= Stated task =
Isolate every line in the data with the string "index" and copy it.

= Source data =

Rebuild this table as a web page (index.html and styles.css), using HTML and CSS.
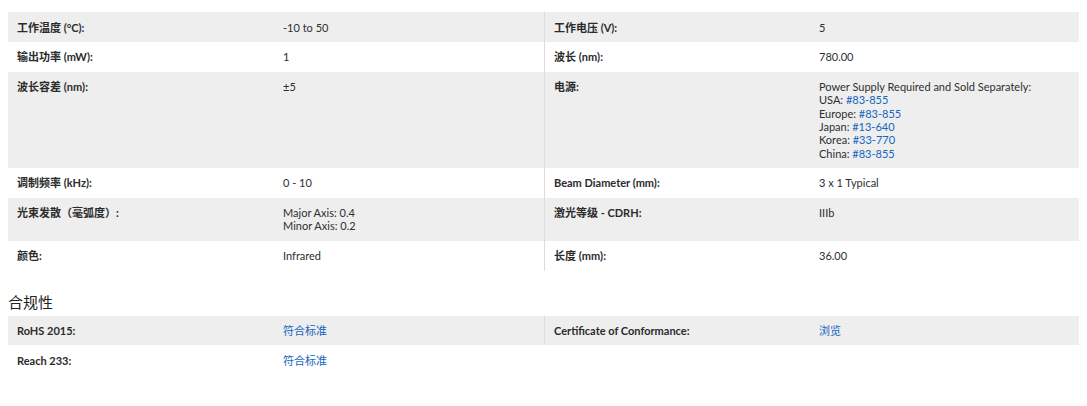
FILE: index.html
```html
<!DOCTYPE html>
<html lang="zh">
<head>
  <meta charset="utf-8">
  <title>规格</title>
  <link rel="stylesheet" href="styles.css">
</head>
<body>

<div class="specs">
  <div class="row shade">
    <div class="k">工作温度 (°C):</div><div class="v">-10 to 50</div>
    <div class="k split">工作电压 (V):</div><div class="v">5</div>
  </div>
  <div class="row">
    <div class="k">输出功率 (mW):</div><div class="v">1</div>
    <div class="k split">波长 (nm):</div><div class="v">780.00</div>
  </div>
  <div class="row shade">
    <div class="k">波长容差 (nm):</div><div class="v">±5</div>
    <div class="k split">电源:</div>
    <div class="v">Power Supply Required and Sold Separately:<br>
      USA: <a href="#">#83-855</a><br>
      Europe: <a href="#">#83-855</a><br>
      Japan: <a href="#">#13-640</a><br>
      Korea: <a href="#">#33-770</a><br>
      China: <a href="#">#83-855</a></div>
  </div>
  <div class="row">
    <div class="k">调制频率 (kHz):</div><div class="v">0 - 10</div>
    <div class="k split">Beam Diameter (mm):</div><div class="v">3 x 1 Typical</div>
  </div>
  <div class="row shade">
    <div class="k">光束发散（毫弧度）:</div><div class="v">Major Axis: 0.4<br>Minor Axis: 0.2</div>
    <div class="k split">激光等级 - CDRH:</div><div class="v">IIIb</div>
  </div>
  <div class="row">
    <div class="k">颜色:</div><div class="v">Infrared</div>
    <div class="k split">长度 (mm):</div><div class="v">36.00</div>
  </div>
</div>

<h3 class="section">合规性</h3>

<div class="specs">
  <div class="row shade">
    <div class="k">RoHS 2015:</div><div class="v"><a href="#">符合标准</a></div>
    <div class="k split">Certificate of Conformance:</div><div class="v"><a href="#">浏览</a></div>
  </div>
  <div class="row">
    <div class="k">Reach 233:</div><div class="v"><a href="#">符合标准</a></div>
    <div class="k"></div><div class="v"></div>
  </div>
</div>

</body>
</html>
```

FILE: styles.css
```css
body, html { background: white; color: #333; margin: 0; padding: 0; }
body {
  padding: 12px 8px 0 8px;
  font-family: Lato, "Noto Sans CJK SC", sans-serif;
  font-size: 11px;
  line-height: 13.3px;
}

.row {
  display: grid;
  grid-template-columns: 266px 270px 266px 1fr;
}
.row.shade { background: #eeeeee; }

.k, .v {
  padding: 8.5px 9px 8px 9px;
}
.k { font-weight: bold; color: #2b2b2b; }
.v { color: #2e2e2e; }
.split { border-left: 1px solid #dcdcdc; padding-left: 9px; }

a { color: #1565c0; text-decoration: none; }

.section {
  margin: 21px 0 4px 0;
  font-size: 15px;
  line-height: 20px;
  font-weight: normal;
  color: #222;
}
```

= Solved exercise =
Rebuild this table as a web page (index.html and styles.css), using HTML and CSS.
FILE: index.html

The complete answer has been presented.